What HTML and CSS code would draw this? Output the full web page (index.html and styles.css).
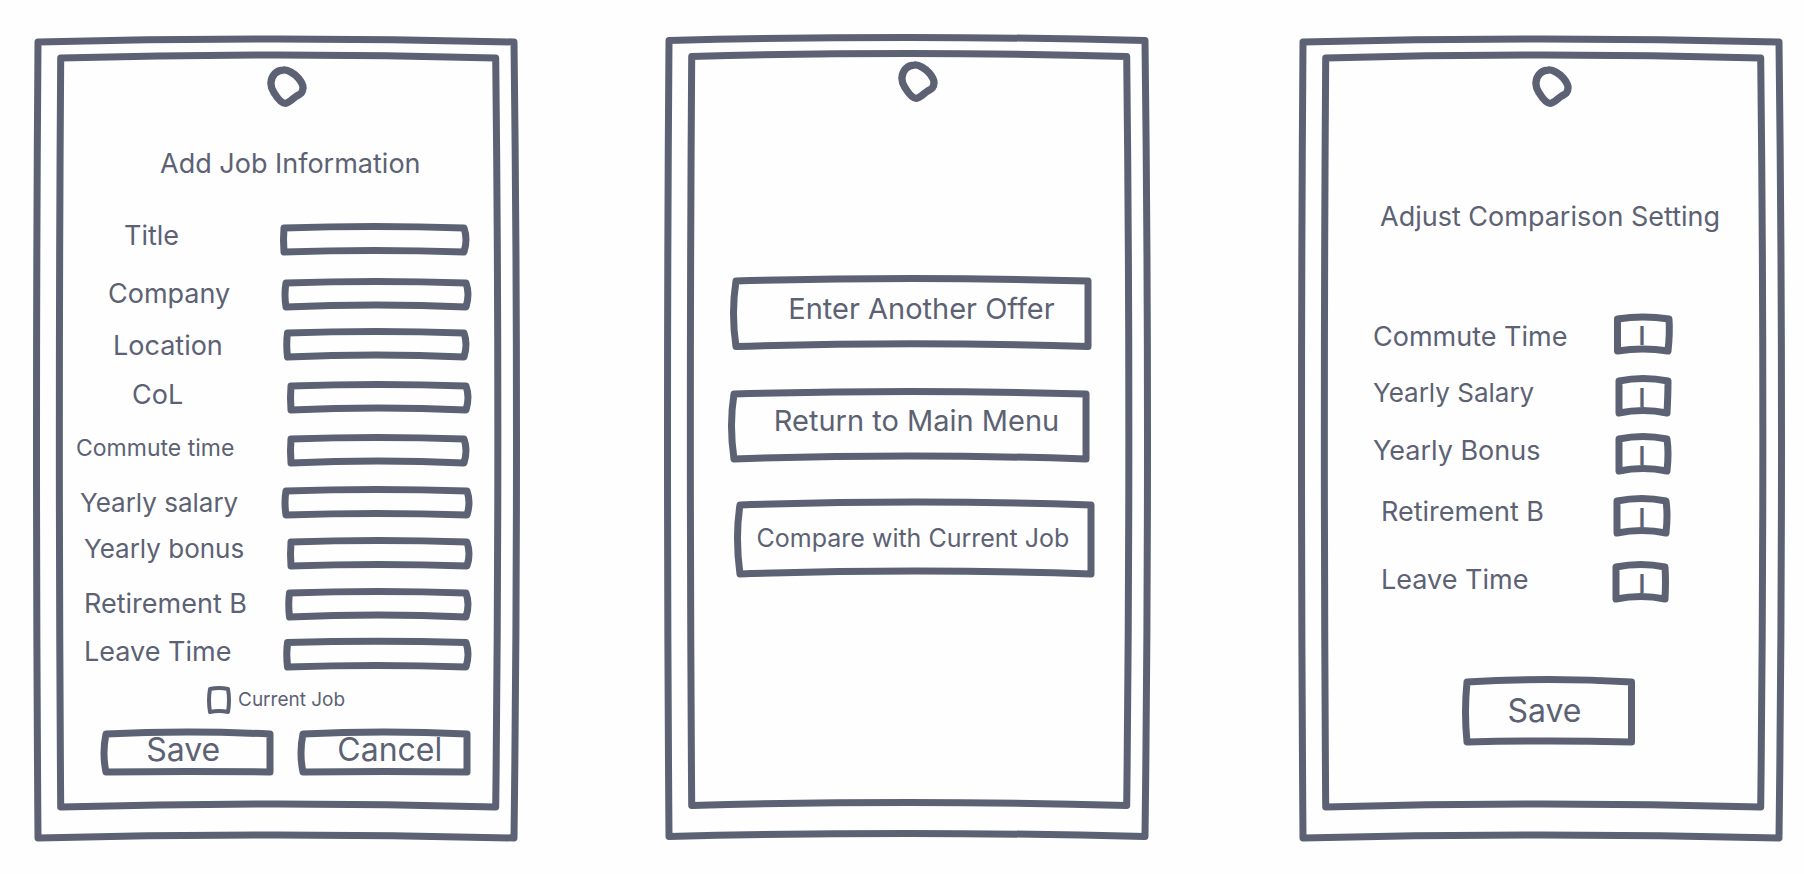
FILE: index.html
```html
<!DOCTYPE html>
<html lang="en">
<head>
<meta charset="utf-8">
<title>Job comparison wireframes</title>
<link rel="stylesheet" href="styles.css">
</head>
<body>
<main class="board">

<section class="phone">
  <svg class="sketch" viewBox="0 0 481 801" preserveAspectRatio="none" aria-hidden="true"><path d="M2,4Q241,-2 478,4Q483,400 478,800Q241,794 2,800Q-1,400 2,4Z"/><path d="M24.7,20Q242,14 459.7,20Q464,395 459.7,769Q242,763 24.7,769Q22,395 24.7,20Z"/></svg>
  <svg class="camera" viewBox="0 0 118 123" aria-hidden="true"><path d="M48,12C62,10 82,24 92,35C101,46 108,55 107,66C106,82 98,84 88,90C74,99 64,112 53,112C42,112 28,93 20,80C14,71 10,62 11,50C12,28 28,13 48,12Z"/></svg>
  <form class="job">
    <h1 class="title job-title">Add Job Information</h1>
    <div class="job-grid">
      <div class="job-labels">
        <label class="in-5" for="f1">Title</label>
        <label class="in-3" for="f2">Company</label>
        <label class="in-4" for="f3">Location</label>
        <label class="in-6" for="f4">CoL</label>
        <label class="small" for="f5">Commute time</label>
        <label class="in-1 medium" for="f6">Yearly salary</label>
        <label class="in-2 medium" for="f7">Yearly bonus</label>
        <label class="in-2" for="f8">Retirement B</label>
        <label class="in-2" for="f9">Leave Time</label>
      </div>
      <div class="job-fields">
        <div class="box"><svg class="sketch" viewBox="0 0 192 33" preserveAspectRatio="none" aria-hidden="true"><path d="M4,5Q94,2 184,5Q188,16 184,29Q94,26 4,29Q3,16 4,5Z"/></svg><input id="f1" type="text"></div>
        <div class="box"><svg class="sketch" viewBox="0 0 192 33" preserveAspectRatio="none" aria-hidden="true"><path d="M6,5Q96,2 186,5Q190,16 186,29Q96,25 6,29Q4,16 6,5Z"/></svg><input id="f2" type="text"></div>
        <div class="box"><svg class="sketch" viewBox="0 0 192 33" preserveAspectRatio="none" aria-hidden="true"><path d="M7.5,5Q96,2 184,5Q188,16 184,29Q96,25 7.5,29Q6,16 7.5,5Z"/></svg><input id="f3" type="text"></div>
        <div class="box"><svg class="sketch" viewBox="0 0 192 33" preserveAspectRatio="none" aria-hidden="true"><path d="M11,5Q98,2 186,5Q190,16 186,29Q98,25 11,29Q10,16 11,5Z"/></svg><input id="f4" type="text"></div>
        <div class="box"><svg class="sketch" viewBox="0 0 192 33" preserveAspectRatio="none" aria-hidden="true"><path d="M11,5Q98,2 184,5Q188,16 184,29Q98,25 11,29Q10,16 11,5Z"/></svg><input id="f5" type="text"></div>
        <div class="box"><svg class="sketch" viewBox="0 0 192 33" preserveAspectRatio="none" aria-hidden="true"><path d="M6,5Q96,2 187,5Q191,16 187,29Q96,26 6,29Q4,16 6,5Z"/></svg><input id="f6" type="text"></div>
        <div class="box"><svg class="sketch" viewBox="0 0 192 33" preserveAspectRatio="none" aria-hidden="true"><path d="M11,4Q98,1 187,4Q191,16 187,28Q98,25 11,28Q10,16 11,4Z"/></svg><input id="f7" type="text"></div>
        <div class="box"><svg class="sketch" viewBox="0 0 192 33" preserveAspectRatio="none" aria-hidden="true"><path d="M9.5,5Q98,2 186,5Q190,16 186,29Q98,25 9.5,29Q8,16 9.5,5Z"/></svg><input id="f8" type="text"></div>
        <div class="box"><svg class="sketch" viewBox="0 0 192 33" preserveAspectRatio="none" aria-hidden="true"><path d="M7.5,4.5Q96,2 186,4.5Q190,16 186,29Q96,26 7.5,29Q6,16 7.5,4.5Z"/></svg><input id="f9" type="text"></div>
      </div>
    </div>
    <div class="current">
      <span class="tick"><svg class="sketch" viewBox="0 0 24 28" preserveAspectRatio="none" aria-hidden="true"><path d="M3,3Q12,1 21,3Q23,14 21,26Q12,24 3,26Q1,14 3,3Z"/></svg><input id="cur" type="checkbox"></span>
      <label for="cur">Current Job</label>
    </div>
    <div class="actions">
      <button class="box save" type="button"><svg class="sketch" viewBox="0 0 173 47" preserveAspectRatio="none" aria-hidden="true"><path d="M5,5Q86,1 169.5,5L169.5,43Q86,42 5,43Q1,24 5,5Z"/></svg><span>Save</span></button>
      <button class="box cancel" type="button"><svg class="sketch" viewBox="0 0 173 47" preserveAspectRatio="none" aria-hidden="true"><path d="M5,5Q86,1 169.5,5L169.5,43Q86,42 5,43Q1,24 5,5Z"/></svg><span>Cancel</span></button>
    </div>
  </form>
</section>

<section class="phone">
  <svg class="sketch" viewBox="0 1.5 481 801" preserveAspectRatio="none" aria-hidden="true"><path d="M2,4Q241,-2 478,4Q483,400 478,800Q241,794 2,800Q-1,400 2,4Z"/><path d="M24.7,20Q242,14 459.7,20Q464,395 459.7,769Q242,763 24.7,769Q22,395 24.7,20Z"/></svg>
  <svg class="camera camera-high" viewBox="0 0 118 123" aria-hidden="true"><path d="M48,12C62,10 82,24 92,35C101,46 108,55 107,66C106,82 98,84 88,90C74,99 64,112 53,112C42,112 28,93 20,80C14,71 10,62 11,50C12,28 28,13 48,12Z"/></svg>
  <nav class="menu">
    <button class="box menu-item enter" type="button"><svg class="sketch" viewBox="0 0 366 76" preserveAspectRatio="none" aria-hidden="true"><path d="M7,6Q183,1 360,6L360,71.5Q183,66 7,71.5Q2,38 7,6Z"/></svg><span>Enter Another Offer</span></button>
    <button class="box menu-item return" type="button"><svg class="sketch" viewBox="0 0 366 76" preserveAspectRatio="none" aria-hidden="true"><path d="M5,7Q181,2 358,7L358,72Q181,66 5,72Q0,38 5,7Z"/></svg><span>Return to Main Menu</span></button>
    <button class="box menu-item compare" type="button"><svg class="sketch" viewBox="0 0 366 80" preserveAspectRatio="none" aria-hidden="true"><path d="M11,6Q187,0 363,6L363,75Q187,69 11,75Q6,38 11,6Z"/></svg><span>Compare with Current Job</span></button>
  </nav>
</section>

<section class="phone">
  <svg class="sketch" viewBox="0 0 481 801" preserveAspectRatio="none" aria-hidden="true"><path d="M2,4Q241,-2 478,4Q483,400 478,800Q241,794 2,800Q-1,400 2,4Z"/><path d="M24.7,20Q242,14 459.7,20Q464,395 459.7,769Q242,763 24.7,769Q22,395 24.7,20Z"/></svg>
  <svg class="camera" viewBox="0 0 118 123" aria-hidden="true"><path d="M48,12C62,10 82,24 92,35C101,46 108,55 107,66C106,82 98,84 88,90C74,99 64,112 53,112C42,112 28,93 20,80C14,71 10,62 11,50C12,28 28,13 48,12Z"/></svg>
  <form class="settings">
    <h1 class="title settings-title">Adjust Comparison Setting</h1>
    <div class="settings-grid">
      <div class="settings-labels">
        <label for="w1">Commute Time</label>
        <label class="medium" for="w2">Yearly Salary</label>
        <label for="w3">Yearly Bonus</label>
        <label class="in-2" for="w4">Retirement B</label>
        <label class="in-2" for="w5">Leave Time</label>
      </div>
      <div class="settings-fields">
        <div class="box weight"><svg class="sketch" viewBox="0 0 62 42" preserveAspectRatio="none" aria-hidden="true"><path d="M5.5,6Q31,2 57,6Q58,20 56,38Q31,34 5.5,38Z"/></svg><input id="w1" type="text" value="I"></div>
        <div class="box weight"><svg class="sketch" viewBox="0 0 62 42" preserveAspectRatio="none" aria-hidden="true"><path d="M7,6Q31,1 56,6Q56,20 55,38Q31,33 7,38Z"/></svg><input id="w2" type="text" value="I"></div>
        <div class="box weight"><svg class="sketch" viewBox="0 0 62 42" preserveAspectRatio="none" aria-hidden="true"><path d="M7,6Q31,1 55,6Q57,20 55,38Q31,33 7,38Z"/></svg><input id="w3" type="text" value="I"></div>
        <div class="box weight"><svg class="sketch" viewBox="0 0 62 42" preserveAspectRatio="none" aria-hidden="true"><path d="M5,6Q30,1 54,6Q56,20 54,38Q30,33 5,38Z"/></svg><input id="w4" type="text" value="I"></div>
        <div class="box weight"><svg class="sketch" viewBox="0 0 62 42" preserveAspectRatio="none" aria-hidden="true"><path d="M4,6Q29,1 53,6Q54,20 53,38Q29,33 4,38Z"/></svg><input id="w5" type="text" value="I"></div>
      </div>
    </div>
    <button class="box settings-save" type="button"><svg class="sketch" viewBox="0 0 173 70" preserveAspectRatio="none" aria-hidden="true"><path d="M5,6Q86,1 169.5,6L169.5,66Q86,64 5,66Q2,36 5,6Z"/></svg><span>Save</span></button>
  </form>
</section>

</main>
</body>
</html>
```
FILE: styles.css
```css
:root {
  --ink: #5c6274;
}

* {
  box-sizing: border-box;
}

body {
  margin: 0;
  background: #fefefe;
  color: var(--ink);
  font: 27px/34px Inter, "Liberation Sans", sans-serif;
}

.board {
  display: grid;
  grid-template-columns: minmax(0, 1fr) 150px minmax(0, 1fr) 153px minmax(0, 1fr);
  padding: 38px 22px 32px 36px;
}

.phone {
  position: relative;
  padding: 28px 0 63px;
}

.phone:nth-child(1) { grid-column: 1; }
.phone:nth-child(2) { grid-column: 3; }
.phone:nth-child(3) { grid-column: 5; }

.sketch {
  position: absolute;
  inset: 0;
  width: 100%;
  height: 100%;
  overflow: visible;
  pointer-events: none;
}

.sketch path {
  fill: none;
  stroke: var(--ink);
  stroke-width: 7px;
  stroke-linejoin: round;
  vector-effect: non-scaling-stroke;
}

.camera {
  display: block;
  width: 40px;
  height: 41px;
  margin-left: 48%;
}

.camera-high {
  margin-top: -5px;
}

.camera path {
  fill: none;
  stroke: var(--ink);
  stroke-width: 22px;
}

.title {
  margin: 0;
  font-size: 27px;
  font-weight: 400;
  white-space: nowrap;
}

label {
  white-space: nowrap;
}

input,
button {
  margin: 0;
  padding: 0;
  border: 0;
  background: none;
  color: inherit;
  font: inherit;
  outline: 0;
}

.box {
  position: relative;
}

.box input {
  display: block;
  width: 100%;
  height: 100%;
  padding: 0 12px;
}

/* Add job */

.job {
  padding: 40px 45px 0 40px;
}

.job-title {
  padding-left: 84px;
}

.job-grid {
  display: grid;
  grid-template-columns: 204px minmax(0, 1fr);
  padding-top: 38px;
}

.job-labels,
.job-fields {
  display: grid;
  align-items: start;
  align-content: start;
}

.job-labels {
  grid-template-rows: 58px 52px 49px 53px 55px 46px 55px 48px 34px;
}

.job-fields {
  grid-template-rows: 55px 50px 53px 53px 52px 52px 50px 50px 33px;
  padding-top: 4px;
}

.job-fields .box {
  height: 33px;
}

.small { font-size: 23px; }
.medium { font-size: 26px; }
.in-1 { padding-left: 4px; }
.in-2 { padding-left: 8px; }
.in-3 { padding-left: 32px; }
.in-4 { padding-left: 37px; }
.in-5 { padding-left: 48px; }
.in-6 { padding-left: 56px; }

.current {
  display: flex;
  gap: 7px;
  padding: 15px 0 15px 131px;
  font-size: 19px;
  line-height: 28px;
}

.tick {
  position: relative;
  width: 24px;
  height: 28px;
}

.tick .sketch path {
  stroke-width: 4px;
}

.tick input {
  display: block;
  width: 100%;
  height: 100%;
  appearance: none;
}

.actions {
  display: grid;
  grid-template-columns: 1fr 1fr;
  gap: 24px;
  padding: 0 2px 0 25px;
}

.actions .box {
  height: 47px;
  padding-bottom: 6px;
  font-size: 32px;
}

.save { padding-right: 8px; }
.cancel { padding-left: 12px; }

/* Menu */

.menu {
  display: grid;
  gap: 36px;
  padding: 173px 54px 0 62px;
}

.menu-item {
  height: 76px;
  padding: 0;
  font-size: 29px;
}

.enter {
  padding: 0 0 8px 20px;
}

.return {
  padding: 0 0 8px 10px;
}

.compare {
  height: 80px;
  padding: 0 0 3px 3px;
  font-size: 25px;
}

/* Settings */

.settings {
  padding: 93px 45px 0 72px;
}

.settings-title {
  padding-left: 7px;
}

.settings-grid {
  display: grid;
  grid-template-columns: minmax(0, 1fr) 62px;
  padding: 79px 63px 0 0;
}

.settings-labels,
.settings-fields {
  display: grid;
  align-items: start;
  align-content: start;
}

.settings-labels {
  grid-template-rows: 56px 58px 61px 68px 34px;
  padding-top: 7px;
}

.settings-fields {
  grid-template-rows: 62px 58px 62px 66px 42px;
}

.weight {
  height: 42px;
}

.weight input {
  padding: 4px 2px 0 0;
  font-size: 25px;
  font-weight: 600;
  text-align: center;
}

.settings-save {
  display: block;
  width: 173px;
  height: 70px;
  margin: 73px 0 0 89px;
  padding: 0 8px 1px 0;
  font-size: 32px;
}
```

- - -

» **WRITTEN REQUEST**
Extract all lines from the data in which "index" is found.

» **FULL ANSWER**
What HTML and CSS code would draw this? Output the full web page (index.html and styles.css).
FILE: index.html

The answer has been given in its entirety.